Now that the doctor is temporarily out of the picture, many Greeks are worried they may be in for an even rougher ride. Over the past few months, doubts have piled up over Athens’ ability to pay back its emergency loans and to return to the markets for funding next year.

Strauss-Kahn is believed to be sympathetic to the idea of lending more assistance to Greece and was expected to play a key role in persuading skeptical governments, including those in Berlin and Amsterdam, to accept the idea.

“Strauss-Kahn has an amazingly strong personality, and he proved that he could trot to (German Chancellor Angela) Merkel’s doorstep, influence decision-making and make it happen,” said Stefanos Manos, a former Greek finance minister. 

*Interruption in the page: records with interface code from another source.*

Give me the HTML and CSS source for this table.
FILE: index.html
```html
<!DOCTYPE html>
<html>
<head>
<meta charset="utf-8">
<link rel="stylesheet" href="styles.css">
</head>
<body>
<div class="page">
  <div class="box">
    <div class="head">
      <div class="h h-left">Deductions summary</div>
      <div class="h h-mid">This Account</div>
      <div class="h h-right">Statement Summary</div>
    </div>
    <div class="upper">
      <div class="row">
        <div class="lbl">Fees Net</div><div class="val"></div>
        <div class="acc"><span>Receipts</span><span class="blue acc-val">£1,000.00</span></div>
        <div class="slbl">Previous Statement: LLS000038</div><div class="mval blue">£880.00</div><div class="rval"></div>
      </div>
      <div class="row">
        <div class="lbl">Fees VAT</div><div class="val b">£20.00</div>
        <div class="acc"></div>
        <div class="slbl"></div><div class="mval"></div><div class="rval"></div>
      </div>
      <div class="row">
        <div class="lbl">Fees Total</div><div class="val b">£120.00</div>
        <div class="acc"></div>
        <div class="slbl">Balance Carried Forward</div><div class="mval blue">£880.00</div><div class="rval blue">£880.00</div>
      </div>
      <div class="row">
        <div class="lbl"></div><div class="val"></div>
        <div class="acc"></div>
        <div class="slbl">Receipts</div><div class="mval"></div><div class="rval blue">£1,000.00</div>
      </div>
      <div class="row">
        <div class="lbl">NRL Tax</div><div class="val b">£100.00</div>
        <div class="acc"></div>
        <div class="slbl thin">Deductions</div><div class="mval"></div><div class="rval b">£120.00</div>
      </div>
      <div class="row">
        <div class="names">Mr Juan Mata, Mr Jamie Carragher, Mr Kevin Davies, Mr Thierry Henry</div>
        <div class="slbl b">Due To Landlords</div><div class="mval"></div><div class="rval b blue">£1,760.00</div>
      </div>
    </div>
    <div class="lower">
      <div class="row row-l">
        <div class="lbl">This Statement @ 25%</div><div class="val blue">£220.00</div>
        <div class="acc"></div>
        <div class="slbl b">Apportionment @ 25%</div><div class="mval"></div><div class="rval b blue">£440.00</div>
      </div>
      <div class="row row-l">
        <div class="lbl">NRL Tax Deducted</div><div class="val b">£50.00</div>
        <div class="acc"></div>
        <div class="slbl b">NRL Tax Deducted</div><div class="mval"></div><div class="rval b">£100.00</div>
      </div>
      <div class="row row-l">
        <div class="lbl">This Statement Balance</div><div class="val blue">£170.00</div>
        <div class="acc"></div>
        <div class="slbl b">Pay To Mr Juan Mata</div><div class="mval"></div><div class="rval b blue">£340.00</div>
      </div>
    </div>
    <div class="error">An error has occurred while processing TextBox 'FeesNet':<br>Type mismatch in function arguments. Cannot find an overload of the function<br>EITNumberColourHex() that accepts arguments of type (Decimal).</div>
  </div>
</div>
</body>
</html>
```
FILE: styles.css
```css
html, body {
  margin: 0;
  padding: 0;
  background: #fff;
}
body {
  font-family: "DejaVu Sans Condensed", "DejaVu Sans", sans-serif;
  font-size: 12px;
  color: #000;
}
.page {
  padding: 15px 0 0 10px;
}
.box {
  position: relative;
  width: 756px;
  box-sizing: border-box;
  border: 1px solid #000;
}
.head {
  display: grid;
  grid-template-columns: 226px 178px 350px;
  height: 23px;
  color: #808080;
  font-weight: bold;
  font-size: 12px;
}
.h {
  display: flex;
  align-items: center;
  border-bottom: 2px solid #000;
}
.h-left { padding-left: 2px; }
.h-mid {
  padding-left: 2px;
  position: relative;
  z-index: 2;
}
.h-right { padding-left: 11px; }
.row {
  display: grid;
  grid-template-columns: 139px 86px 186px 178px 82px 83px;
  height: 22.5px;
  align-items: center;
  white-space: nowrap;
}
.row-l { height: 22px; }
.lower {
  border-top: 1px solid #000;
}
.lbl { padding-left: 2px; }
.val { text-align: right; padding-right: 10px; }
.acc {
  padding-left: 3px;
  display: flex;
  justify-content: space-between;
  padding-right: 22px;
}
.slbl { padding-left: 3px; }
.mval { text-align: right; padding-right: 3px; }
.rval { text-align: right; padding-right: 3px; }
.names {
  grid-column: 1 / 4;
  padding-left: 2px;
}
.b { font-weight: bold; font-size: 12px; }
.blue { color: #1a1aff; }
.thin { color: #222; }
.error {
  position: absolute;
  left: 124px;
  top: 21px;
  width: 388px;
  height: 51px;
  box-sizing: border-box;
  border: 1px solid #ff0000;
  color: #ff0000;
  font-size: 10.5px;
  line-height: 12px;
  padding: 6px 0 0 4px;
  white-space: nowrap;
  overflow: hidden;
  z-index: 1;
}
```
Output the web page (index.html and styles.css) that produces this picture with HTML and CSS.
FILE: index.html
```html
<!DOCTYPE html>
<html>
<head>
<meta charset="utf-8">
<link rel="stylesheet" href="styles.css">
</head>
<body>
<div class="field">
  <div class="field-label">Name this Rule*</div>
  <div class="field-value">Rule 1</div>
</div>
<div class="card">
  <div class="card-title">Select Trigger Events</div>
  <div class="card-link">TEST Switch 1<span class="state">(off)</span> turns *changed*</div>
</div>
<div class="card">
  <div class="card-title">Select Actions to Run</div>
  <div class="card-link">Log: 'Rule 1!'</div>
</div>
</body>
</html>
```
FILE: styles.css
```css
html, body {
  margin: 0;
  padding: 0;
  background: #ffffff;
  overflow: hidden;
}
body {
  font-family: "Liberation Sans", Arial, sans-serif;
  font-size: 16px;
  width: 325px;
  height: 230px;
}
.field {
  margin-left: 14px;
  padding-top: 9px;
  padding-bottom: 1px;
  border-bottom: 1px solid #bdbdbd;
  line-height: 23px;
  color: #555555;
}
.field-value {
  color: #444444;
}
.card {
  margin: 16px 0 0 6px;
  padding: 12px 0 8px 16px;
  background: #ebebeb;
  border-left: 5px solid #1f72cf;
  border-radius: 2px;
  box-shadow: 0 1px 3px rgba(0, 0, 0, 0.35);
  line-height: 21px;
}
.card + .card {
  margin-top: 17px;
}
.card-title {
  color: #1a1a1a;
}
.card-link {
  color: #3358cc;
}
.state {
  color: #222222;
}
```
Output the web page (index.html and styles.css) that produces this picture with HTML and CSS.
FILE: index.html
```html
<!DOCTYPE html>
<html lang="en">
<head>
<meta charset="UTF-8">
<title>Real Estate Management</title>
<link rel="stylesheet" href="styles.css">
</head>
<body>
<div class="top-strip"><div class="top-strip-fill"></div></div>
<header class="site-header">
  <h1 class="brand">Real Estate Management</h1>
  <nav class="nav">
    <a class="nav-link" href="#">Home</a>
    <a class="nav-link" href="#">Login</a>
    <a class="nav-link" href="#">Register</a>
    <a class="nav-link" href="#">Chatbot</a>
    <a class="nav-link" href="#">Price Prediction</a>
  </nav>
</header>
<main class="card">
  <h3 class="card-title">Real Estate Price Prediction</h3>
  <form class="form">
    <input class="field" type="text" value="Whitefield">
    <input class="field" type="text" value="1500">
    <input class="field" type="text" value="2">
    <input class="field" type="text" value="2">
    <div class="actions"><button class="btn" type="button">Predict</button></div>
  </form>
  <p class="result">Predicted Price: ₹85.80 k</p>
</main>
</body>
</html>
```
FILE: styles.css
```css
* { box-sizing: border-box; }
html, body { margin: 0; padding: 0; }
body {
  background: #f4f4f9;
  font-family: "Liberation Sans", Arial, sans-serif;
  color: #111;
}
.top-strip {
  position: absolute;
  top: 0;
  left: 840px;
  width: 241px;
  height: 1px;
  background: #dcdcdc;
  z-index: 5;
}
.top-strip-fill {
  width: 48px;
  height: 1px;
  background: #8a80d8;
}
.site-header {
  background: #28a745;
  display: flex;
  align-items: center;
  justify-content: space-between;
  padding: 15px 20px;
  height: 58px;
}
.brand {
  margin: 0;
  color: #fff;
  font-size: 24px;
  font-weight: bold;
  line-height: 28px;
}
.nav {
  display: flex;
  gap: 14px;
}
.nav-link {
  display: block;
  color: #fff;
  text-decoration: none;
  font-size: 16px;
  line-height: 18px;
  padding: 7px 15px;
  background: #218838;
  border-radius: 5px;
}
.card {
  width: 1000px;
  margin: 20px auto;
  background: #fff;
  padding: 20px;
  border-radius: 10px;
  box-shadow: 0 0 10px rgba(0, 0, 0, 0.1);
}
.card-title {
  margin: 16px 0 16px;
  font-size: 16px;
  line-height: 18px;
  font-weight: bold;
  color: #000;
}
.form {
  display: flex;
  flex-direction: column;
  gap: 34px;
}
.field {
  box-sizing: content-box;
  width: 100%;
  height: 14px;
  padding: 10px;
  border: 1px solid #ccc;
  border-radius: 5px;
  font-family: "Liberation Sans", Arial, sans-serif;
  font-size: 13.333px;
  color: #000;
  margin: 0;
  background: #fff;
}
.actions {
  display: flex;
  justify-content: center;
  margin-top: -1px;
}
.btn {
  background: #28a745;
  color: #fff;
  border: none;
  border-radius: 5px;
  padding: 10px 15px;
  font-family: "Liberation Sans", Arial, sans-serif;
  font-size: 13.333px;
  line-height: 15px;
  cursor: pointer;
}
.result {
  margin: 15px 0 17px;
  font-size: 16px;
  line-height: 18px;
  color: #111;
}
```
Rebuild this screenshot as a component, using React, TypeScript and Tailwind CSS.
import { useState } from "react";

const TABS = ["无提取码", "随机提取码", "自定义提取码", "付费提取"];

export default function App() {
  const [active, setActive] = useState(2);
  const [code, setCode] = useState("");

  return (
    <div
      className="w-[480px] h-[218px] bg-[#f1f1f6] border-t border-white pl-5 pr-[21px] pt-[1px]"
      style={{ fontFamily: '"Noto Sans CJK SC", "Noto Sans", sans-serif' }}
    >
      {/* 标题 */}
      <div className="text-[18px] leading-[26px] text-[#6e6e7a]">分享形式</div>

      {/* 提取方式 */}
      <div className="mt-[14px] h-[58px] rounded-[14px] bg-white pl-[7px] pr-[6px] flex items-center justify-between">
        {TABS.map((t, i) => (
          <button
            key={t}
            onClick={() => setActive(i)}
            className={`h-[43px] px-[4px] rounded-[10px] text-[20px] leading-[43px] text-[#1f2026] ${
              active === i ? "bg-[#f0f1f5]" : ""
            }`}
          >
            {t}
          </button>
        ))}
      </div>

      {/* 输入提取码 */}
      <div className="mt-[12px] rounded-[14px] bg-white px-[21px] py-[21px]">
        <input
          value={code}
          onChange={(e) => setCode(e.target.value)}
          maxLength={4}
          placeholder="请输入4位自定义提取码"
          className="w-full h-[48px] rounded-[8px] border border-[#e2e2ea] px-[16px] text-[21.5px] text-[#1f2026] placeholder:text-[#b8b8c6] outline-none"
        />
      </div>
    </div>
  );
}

Without the IMF chief in their corner, many Greeks fear that demands by harder-line German politicians for harsher conditions on Athens and more extensive privatization of national assets will prevail.

“The chambermaid blocks Greece!” said a headline in the Athenian newspaper Eleftherotypia, referring to the hotel employee who’s accused Strauss-Kahn of attempted rape.

His absence didn’t affect the European finance ministers’ negotiations over Portugal’s bailout, whose broad outlines had already been agreed on.  

But consensus could prove more elusive regarding further aid to Greece and a push by Ireland for more favorable rates on the loans included in the bailout it applied for late last year.

There is also concern over who would replace Strauss-Kahn should he lose his IMF job. The top post has historically gone to a European, but countries such as Brazil and China might insist on a break with tradition.